What is needed —
Within the records that follow, restate exactly the lines from the line with "Write the React, TypeScript" down to the line with "const LINE = '#d6d6d6'", including both. Omit the pictures.

━━━ Record list

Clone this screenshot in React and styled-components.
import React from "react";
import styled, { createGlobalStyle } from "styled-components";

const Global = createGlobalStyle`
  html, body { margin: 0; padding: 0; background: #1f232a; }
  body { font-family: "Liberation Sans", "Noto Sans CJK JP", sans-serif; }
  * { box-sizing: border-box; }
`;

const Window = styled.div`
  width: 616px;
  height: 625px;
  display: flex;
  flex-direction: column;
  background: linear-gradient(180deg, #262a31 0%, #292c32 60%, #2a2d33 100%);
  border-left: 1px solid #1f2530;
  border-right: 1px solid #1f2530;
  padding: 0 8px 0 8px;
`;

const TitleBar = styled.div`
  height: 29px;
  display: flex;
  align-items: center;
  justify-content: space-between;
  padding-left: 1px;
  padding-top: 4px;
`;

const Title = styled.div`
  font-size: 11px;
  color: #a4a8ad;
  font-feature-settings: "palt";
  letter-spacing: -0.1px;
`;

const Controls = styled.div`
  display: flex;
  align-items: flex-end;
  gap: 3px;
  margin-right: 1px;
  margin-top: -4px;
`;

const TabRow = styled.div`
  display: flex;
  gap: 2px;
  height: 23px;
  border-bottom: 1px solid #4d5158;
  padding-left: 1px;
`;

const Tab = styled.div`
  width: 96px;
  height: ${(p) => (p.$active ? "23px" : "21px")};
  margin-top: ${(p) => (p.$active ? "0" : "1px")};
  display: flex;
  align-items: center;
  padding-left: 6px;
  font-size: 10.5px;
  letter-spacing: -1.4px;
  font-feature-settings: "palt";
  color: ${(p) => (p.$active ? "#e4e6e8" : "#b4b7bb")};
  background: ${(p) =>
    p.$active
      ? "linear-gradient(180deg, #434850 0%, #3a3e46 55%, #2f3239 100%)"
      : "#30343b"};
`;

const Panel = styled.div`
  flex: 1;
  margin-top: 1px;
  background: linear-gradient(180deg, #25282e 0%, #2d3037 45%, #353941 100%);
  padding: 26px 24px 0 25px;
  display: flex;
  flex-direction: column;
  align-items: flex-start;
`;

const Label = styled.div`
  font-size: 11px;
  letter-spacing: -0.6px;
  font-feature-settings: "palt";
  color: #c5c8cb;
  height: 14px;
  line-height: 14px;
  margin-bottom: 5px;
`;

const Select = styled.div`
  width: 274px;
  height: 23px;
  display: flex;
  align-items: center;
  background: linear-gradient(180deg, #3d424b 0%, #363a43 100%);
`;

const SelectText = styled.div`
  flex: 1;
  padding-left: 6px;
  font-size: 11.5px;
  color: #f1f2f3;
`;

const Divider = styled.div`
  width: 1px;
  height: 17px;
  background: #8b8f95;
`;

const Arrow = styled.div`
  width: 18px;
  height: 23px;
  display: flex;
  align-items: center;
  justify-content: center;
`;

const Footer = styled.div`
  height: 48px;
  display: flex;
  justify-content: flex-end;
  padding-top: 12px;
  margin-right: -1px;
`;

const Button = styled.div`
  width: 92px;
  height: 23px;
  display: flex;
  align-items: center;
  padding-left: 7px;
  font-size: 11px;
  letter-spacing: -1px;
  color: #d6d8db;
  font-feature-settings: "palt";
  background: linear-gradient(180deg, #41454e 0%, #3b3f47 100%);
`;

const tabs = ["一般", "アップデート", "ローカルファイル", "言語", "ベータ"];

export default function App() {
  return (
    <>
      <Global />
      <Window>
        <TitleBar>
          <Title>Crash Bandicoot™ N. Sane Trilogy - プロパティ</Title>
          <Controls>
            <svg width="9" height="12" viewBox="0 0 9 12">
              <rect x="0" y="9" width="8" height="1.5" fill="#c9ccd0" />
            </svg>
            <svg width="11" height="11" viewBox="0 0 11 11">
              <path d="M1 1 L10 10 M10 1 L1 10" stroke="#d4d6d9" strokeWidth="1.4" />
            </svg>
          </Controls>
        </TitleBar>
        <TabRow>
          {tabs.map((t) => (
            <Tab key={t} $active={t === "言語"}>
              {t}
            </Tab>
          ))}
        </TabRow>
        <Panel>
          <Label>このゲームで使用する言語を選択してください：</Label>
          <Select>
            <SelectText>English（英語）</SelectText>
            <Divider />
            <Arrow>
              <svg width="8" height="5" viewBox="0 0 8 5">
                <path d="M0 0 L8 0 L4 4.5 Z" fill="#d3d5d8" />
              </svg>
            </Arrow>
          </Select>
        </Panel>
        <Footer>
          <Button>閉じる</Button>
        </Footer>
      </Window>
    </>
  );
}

━━━━━━
━━━ Record list

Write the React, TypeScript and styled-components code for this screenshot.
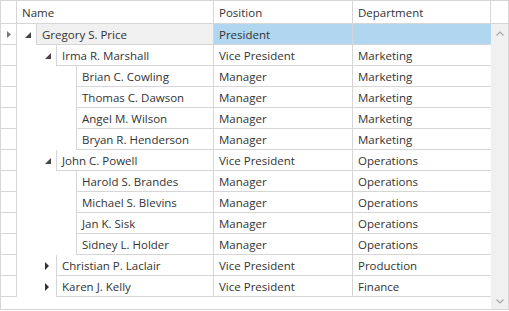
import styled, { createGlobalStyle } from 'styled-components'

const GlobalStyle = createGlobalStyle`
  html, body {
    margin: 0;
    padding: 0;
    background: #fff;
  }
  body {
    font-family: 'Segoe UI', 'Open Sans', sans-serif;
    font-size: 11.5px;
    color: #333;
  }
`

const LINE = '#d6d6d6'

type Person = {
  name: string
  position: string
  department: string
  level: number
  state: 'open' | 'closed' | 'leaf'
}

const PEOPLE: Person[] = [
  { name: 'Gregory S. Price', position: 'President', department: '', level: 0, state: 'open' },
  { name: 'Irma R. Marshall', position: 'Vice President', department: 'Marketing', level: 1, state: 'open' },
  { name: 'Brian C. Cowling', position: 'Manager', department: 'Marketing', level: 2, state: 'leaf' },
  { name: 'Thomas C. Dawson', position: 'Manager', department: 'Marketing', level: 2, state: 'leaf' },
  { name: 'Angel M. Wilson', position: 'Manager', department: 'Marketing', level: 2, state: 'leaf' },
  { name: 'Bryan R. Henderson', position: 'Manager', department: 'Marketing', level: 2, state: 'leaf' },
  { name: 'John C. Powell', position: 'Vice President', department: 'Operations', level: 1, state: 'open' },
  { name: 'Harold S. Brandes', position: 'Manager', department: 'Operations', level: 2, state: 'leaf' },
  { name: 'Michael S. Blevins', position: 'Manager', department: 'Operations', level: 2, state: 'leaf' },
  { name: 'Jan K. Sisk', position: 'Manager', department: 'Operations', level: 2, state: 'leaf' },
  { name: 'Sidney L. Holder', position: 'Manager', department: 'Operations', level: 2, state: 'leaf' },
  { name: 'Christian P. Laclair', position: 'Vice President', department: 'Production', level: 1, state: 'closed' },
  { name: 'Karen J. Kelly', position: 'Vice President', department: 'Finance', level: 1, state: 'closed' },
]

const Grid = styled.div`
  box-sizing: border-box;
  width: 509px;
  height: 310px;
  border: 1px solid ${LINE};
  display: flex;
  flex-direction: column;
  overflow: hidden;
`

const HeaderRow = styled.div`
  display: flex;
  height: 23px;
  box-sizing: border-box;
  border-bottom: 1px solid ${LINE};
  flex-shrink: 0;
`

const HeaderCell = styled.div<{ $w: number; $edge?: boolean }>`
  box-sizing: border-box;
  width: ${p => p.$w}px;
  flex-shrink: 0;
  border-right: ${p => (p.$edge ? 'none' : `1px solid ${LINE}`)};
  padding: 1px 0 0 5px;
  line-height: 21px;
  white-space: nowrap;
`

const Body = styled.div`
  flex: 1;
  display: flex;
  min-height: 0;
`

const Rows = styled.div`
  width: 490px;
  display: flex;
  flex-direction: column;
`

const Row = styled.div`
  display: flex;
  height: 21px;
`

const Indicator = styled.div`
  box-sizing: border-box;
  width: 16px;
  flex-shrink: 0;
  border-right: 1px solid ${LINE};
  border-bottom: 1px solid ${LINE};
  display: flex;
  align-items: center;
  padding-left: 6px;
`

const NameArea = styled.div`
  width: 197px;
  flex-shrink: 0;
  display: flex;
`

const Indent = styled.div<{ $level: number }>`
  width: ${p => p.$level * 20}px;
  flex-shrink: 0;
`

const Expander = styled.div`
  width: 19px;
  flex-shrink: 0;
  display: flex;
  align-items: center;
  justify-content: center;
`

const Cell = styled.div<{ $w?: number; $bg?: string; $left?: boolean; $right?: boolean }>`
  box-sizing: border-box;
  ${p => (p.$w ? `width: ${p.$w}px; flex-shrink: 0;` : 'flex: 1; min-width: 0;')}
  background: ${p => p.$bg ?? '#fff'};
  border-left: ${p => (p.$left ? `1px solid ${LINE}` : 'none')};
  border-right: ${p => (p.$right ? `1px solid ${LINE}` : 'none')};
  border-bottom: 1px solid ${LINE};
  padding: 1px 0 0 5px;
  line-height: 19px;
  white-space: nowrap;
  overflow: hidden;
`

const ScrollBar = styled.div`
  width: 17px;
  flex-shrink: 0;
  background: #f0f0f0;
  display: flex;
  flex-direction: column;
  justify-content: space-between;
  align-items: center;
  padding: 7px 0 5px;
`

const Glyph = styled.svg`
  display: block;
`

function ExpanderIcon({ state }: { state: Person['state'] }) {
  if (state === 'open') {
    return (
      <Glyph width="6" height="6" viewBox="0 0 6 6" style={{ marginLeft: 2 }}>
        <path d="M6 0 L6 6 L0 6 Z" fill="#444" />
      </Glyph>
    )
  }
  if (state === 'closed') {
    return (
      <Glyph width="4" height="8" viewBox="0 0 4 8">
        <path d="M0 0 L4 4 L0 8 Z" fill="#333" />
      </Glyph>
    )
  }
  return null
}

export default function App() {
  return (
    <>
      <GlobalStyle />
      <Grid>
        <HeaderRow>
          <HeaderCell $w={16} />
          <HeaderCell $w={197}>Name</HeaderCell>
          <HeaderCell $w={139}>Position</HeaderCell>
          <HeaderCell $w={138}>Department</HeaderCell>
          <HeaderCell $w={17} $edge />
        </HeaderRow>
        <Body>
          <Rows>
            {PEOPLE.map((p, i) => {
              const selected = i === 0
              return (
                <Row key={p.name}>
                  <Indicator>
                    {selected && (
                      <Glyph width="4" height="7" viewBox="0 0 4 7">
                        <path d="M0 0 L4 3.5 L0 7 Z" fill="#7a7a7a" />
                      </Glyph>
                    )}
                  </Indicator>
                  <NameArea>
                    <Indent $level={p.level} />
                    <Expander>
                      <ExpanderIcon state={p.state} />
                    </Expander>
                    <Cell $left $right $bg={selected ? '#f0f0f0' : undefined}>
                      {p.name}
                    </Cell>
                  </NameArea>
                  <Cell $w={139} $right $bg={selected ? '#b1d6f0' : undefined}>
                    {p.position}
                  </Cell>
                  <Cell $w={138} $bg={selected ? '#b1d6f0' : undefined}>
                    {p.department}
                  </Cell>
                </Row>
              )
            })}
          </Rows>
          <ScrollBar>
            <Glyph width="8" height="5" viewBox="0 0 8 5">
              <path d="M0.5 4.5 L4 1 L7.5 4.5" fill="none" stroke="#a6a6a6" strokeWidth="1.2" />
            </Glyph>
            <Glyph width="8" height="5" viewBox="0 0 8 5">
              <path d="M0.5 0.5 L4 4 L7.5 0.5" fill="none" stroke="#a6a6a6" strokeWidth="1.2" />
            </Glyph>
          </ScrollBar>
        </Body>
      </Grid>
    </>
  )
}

━━━━━━
━━━ Record list

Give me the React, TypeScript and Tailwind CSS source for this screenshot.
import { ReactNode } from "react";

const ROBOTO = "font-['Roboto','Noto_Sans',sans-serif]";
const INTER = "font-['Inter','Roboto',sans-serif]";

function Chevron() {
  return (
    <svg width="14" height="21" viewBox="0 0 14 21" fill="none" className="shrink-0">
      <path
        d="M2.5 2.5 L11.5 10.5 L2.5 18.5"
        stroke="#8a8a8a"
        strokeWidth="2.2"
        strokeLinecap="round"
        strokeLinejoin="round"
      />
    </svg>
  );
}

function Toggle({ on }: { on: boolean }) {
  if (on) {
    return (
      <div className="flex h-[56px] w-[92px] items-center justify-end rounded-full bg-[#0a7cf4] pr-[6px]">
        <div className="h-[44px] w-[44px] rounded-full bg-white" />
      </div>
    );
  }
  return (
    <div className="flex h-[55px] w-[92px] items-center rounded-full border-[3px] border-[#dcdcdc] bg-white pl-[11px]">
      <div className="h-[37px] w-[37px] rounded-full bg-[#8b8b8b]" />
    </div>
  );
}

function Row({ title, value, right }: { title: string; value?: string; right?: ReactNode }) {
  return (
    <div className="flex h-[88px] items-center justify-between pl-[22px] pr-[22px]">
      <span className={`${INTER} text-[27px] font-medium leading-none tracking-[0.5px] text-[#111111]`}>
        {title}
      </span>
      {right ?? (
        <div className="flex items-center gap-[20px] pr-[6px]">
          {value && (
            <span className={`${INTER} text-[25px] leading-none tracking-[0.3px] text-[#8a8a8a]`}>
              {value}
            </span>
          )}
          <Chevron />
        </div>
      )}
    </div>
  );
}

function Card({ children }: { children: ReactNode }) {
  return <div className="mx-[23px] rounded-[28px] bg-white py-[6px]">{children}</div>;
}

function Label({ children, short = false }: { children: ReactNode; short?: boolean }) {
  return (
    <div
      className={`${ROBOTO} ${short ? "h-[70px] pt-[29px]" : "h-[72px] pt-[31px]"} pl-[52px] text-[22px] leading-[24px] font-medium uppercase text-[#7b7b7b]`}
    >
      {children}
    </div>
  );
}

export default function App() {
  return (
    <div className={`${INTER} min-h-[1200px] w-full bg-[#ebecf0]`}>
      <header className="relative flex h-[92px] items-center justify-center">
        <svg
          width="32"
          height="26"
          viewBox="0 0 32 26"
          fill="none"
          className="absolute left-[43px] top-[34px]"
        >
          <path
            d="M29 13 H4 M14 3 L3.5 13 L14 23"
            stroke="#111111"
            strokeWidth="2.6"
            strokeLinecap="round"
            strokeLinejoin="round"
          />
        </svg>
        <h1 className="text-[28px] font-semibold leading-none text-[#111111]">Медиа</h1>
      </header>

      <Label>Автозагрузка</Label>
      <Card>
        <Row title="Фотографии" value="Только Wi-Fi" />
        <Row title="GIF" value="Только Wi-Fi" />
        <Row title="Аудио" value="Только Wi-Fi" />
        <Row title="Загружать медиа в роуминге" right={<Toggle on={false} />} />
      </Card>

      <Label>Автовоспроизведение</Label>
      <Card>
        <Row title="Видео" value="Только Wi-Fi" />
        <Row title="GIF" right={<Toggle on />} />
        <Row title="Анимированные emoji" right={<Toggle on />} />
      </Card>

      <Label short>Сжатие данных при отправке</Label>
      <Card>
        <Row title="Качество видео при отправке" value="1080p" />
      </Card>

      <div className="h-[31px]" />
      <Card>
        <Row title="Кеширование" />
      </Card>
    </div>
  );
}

━━━━━━

Result below —
Write the React, TypeScript and styled-components code for this screenshot.
import styled, { createGlobalStyle } from 'styled-components'

const GlobalStyle = createGlobalStyle`
  html, body {
    margin: 0;
    padding: 0;
    background: #fff;
  }
  body {
    font-family: 'Segoe UI', 'Open Sans', sans-serif;
    font-size: 11.5px;
    color: #333;
  }
`

const LINE = '#d6d6d6'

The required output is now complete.